Oxygen vacancy redistribution and ferroelectric polarization relaxation on epitaxial perovskite films during an electrocatalytic process

Ferroelectrics hold great promise in catalysis because of their ability to modulate intermediate adsorption strength and facilitate electron transfer on polarized surfaces. However, the effect of ferroelectric polarization on catalytic performance remains unclear. Here, an epitaxial BaTiO3 film was fabricated by pulsed laser deposition, which was utilized as a proof-of-concept material to reveal the polarization-dependent oxygen evolution reaction (OER).

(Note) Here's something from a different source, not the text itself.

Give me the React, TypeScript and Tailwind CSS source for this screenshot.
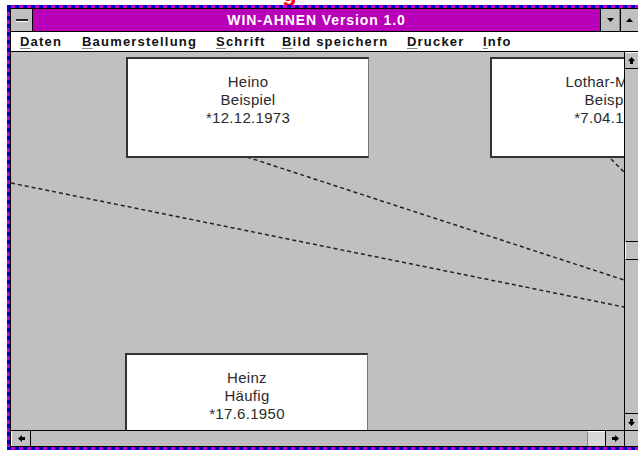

We show that negative ferroelectric polarization significantly improves the OER performance, due to enhanced adsorption of OH- and accelerated charge transfer by the redistribution of oxygen vacancies, and the additive effect of the built-in electric field. Interestingly, we find a periodic oscillation in the chronoamperometry test, which is probably attributed to the adsorption of reactants, gradual accumulation and sudden release of products, and the dynamical evolution of ferroelectric polarization. This work not only provides valuable insights into the origin of the controllable OER activity of ferroelectrics, but also sheds light on the relaxation of ferroelectric polarization in catalytic processes. Ferroelectric catalysis BaTiO3 films show negative ferroelectric polarization drives the oxygen vacancies redistribution to the surface accelerating the adsorption of reactants and charge transfer, resulting in an enhanced OER performance.